Grace and peace be unto you from God our Father and the Lord Jesus Christ. Amen.

If you abide in My word, you are My disciples indeed. And you shall know the truth, and the truth shall make you free.” This has been the case since the Garden of Eden. The Lord gave His word to Adam and as long as Adam remained in God’s word, Adam was free to live as the creature God had created him to be. But when Adam and Eve consented to the serpent’s temptation to set aside God’s command and step away from His word, they became enslaved to sin, death, and the power of the devil, for whoever commits sin is a slave of sin. But God gave Adam and Eve another word—the gospel that Eve’s Seed would crush the seed of the serpent—and if they remained in that word, they would be free sin’s guilt, God’s wrath, eternal death, and the power of the devil. This was the beginning of the church, the assembly of those who looked for the coming of the Promised Seed, the Messiah, the Savior. Every generation of the church, as the body of believers, is to remain in God’s Word; His word of law which shows us His holy, eternal will, and how far we fall short of His will because of our sinfulness, and His gospel, which shows us how he has loved the world by giving His only begotten Son, that whoever believes in Him should not perish but have everlasting life (Jn 3:16). Beginning with Adam and Eve, then their children, then their children’s child and down the line to today, believers have forgiveness, life, and salvation through the gospel, knowing that a man is not justified by the works of the law but by faith in Jesus Christ.

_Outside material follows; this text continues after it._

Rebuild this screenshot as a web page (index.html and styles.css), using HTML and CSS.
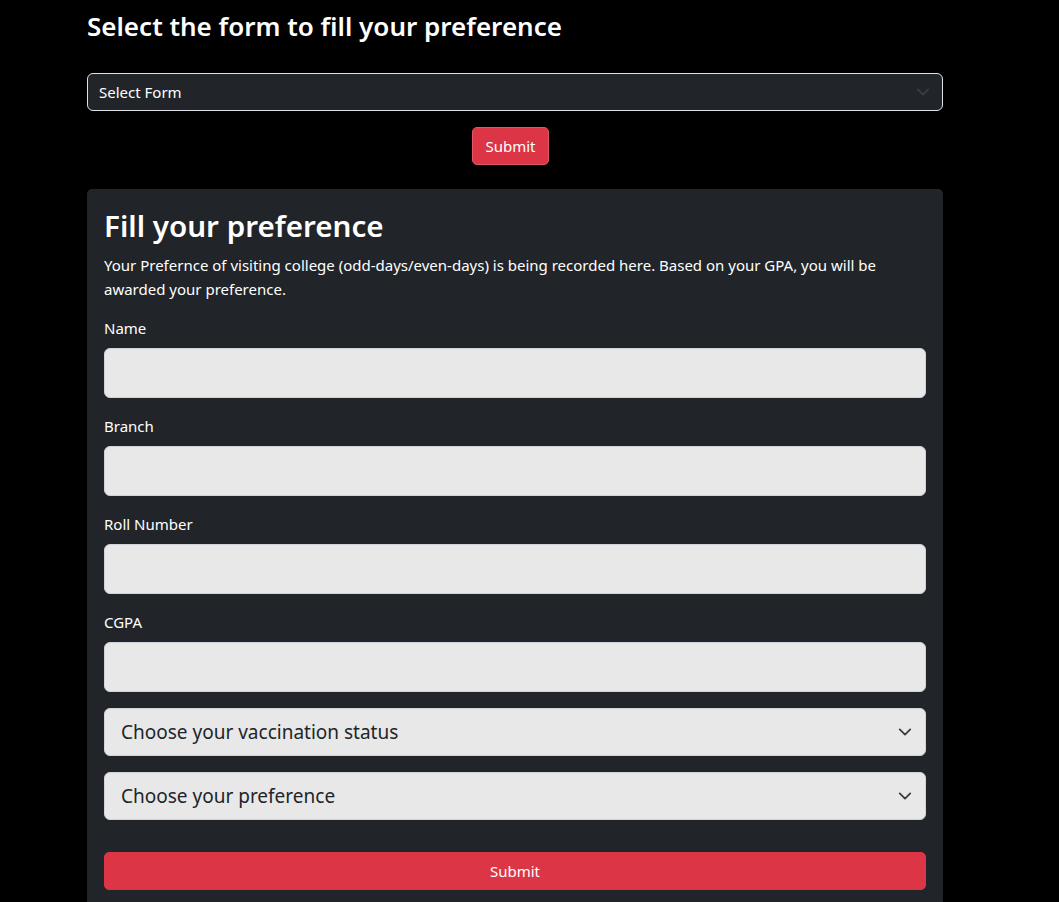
FILE: index.html
```html
<!DOCTYPE html>
<html lang="en">
<head>
<meta charset="utf-8">
<title>Fill your preference</title>
<link rel="stylesheet" href="styles.css">
</head>
<body>
<main class="page">
  <h2 class="page-title">Select the form to fill your preference</h2>
  <div class="form-select-wrap">
    <div class="select-dark">
      <span>Select Form</span>
      <svg class="chev chev-dim" viewBox="0 0 16 16" width="16" height="16"><path d="M2 5l6 6 6-6" fill="none" stroke="currentColor" stroke-width="2" stroke-linecap="round" stroke-linejoin="round"/></svg>
    </div>
  </div>
  <div class="center-row">
    <button class="btn btn-danger">Submit</button>
  </div>

  <section class="card">
    <h1 class="card-title">Fill your preference</h1>
    <p class="lead-text">Your Prefernce of visiting college (odd-days/even-days) is being recorded here. Based on your GPA, you will be awarded your preference.</p>

    <div class="field">
      <label class="label">Name</label>
      <div class="input"></div>
    </div>
    <div class="field">
      <label class="label">Branch</label>
      <div class="input"></div>
    </div>
    <div class="field">
      <label class="label">Roll Number</label>
      <div class="input"></div>
    </div>
    <div class="field">
      <label class="label">CGPA</label>
      <div class="input"></div>
    </div>
    <div class="select-light">
      <span>Choose your vaccination status</span>
      <svg class="chev" viewBox="0 0 16 16" width="16" height="16"><path d="M2 5l6 6 6-6" fill="none" stroke="currentColor" stroke-width="2" stroke-linecap="round" stroke-linejoin="round"/></svg>
    </div>
    <div class="select-light">
      <span>Choose your preference</span>
      <svg class="chev" viewBox="0 0 16 16" width="16" height="16"><path d="M2 5l6 6 6-6" fill="none" stroke="currentColor" stroke-width="2" stroke-linecap="round" stroke-linejoin="round"/></svg>
    </div>
    <button class="btn btn-danger btn-block">Submit</button>
  </section>
</main>
</body>
</html>
```
FILE: styles.css
```css
* { box-sizing: border-box; }
html, body {
  margin: 0;
  background: #000;
  color: #fff;
  font-family: "Noto Sans", "Open Sans", sans-serif;
  font-size: 15px;
  line-height: 24px;
}
.page {
  width: 856px;
  margin-left: 87px;
  padding-top: 8px;
}
.page-title {
  margin: 0 0 29px;
  font-size: 26px;
  line-height: 36px;
  font-weight: 600;
}
.select-dark {
  height: 38px;
  border: 1px solid #dee2e6;
  border-radius: 6px;
  background: #212529;
  display: flex;
  align-items: center;
  justify-content: space-between;
  padding: 0 12px 0 11px;
  font-size: 15px;
  color: #fff;
}
.chev { width: 16px; height: 16px; color: #343a40; }
.chev-dim { color: #3a3f45; width: 14px; height: 14px; }
.center-row {
  display: flex;
  justify-content: center;
  padding: 16px 9px 24px 0;
}
.btn {
  font-family: inherit;
  font-size: 15px;
  line-height: 24px;
  border-radius: 5px;
  padding: 6px 12px;
  color: #fff;
  cursor: pointer;
}
.btn-danger {
  background: #dc3545;
  border: 1px solid #dc3545;
}
.center-row .btn { border-color: #e25563; }
.card {
  background: #212529;
  border-radius: 5px;
  padding: 16px 17px 16px;
}
.card-title {
  margin: 0 0 6px;
  font-size: 29.6px;
  line-height: 42px;
  font-weight: 600;
}
.lead-text {
  margin: 0 0 15px;
}
.field { margin-bottom: 16px; }
.label {
  display: block;
  margin-bottom: 8px;
  line-height: 24px;
}
.input {
  height: 50px;
  background: #e8e8e8;
  border: 1px solid #ced4da;
  border-radius: 6px;
}
.select-light {
  height: 48px;
  margin-bottom: 16px;
  background: #e8e8e8;
  border: 1px solid #ced4da;
  border-radius: 6px;
  display: flex;
  align-items: center;
  justify-content: space-between;
  padding: 0 13px 0 16px;
  font-size: 19px;
  color: #212529;
}
.select-light .chev { color: #343a40; width: 14px; height: 14px; }
.btn-block {
  display: block;
  width: 100%;
  margin-top: 32px;
  height: 38px;
}
```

But we also see throughout human history—and our own family histories—that not everyone abides in God’s word. Adam and Eve’s firstborn son, Cain, allowed his sinful desires to rule over him instead of the other way around. He murdered his brother Abel, then went out from the presence of the LORD (Gen 4:16), leaving God’s church and word to forge his own church based on his own word that came, not from God, but the imagination of his sinful heart. So Lamech, five generations from Cain, could take God’s promise to Cain, “Whoever kills Cain, vengeance shall be taken on him sevenfold” (Gen 4:15), and warp it. “If Cain shall be avenged sevenfold, Then Lamech seventy-sevenfold” (Gen 4:24). This is what the sinful flesh does. It says it remains in God’s word, but mutilates it so that it’s no longer God’s word, but their own word under the cloak of God’s word. The sinful flesh inherited from Adam and Eve’s fall is not contend with God’s law, so it makes up its own laws. It is not content with the gospel that that a man is not justified by the works of the law but by faith in Jesus Christ, so it injects its own works, merits, and superstitions into the gospel. It wants the law to be a ladder to heaven and the gospel to be what puts one on the ladder so that he can climb to heaven himself, with perhaps a boost every now and then. Since the time of Cain, men have sought to add abide in their own word while imagining they are abiding in God’s word, even calling themselves ‘church,’ and persecuting the faithful remnant who, by faith, abide in God’s word.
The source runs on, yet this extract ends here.